-------- SUPPLIED DATA
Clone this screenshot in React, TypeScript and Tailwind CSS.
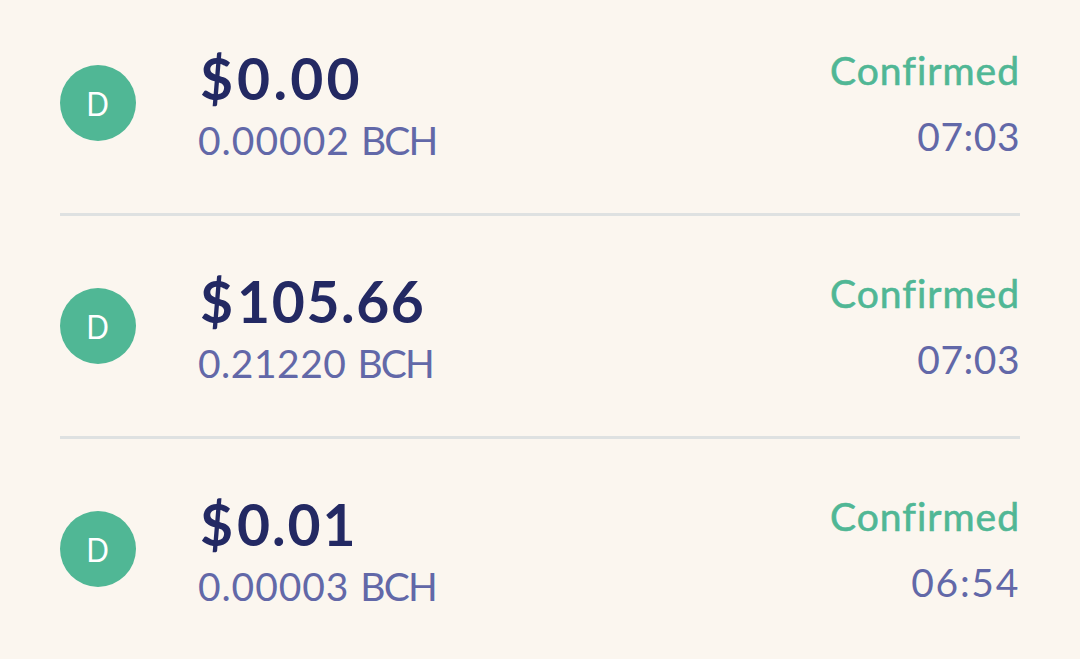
import clsx from "clsx";

interface Transaction {
  initial: string;
  fiat: string;
  fiatTracking: string;
  amount: string;
  amountTracking: string;
  status: string;
  time: string;
  timeTracking: string;
}

const transactions: Transaction[] = [
  {
    initial: "D",
    fiat: "0.00",
    fiatTracking: "tracking-[3.3px]",
    amount: "0.00002",
    amountTracking: "tracking-[1px]",
    status: "Confirmed",
    time: "07:03",
    timeTracking: "tracking-[0.5px]",
  },
  {
    initial: "D",
    fiat: "105.66",
    fiatTracking: "tracking-[1.6px]",
    amount: "0.21220",
    amountTracking: "tracking-[0.5px]",
    status: "Confirmed",
    time: "07:03",
    timeTracking: "tracking-[0.5px]",
  },
  {
    initial: "D",
    fiat: "0.01",
    fiatTracking: "tracking-[1.9px]",
    amount: "0.00003",
    amountTracking: "tracking-[0.9px]",
    status: "Confirmed",
    time: "06:54",
    timeTracking: "tracking-[1.7px]",
  },
];

function TransactionRow({ transaction }: { transaction: Transaction }) {
  return (
    <li className="flex h-[223px] items-start border-b-3 border-[#dee1e1] pt-[72px]">
      <div className="flex size-[76px] shrink-0 items-center justify-center rounded-full bg-[#50b795] pt-px text-[33px] leading-none text-white">
        <span className="scale-x-90">{transaction.initial}</span>
      </div>
      <div className="-mt-[20px] ml-[62px] flex flex-col whitespace-nowrap">
        <div className="flex h-[67px] items-center gap-[4px] pl-[2px] text-[57px] font-bold text-[#232963]">
          <span>$</span>
          <span className={transaction.fiatTracking}>{transaction.fiat}</span>
        </div>
        <div className="flex h-[56px] items-center gap-[11px] text-[39px] text-[#6268a8]">
          <span className={transaction.amountTracking}>
            {transaction.amount}
          </span>
          <span className="-tracking-[1.8px]">BCH</span>
        </div>
      </div>
      <div className="-mt-[27px] ml-auto flex flex-col items-end whitespace-nowrap text-[39px]">
        <div className="flex h-[64px] items-center tracking-[1px] text-[#50b795] [-webkit-text-stroke:0.6px_#50b795]">
          {transaction.status}
        </div>
        <div
          className={clsx(
            "flex h-[68px] items-center text-[#6268a8]",
            transaction.timeTracking
          )}
        >
          {transaction.time}
        </div>
      </div>
    </li>
  );
}

export default function App() {
  return (
    <main className="h-[659px] w-[1080px] overflow-hidden bg-[#fbf6ef] px-[60px] font-['Lato',sans-serif]">
      <ul className="-mt-[7px]">
        {transactions.map((transaction, index) => (
          <TransactionRow key={index} transaction={transaction} />
        ))}
      </ul>
    </main>
  );
}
----------------
--- TASK ---
Your copy of the data should match it exactly, except that pictures are left out.

--- CORRECT OUTPUT ---
Clone this screenshot in React, TypeScript and Tailwind CSS.
import clsx from "clsx";

interface Transaction {
  initial: string;
  fiat: string;
  fiatTracking: string;
  amount: string;
  amountTracking: string;
  status: string;
  time: string;
  timeTracking: string;
}

const transactions: Transaction[] = [
  {
    initial: "D",
    fiat: "0.00",
    fiatTracking: "tracking-[3.3px]",
    amount: "0.00002",
    amountTracking: "tracking-[1px]",
    status: "Confirmed",
    time: "07:03",
    timeTracking: "tracking-[0.5px]",
  },
  {
    initial: "D",
    fiat: "105.66",
    fiatTracking: "tracking-[1.6px]",
    amount: "0.21220",
    amountTracking: "tracking-[0.5px]",
    status: "Confirmed",
    time: "07:03",
    timeTracking: "tracking-[0.5px]",
  },
  {
    initial: "D",
    fiat: "0.01",
    fiatTracking: "tracking-[1.9px]",
    amount: "0.00003",
    amountTracking: "tracking-[0.9px]",
    status: "Confirmed",
    time: "06:54",
    timeTracking: "tracking-[1.7px]",
  },
];

function TransactionRow({ transaction }: { transaction: Transaction }) {
  return (
    <li className="flex h-[223px] items-start border-b-3 border-[#dee1e1] pt-[72px]">
      <div className="flex size-[76px] shrink-0 items-center justify-center rounded-full bg-[#50b795] pt-px text-[33px] leading-none text-white">
        <span className="scale-x-90">{transaction.initial}</span>
      </div>
      <div className="-mt-[20px] ml-[62px] flex flex-col whitespace-nowrap">
        <div className="flex h-[67px] items-center gap-[4px] pl-[2px] text-[57px] font-bold text-[#232963]">
          <span>$</span>
          <span className={transaction.fiatTracking}>{transaction.fiat}</span>
        </div>
        <div className="flex h-[56px] items-center gap-[11px] text-[39px] text-[#6268a8]">
          <span className={transaction.amountTracking}>
            {transaction.amount}
          </span>
          <span className="-tracking-[1.8px]">BCH</span>
        </div>
      </div>
      <div className="-mt-[27px] ml-auto flex flex-col items-end whitespace-nowrap text-[39px]">
        <div className="flex h-[64px] items-center tracking-[1px] text-[#50b795] [-webkit-text-stroke:0.6px_#50b795]">
          {transaction.status}
        </div>
        <div
          className={clsx(
            "flex h-[68px] items-center text-[#6268a8]",
            transaction.timeTracking
          )}
        >
          {transaction.time}
        </div>
      </div>
    </li>
  );
}

export default function App() {
  return (
    <main className="h-[659px] w-[1080px] overflow-hidden bg-[#fbf6ef] px-[60px] font-['Lato',sans-serif]">
      <ul className="-mt-[7px]">
        {transactions.map((transaction, index) => (
          <TransactionRow key={index} transaction={transaction} />
        ))}
      </ul>
    </main>
  );
}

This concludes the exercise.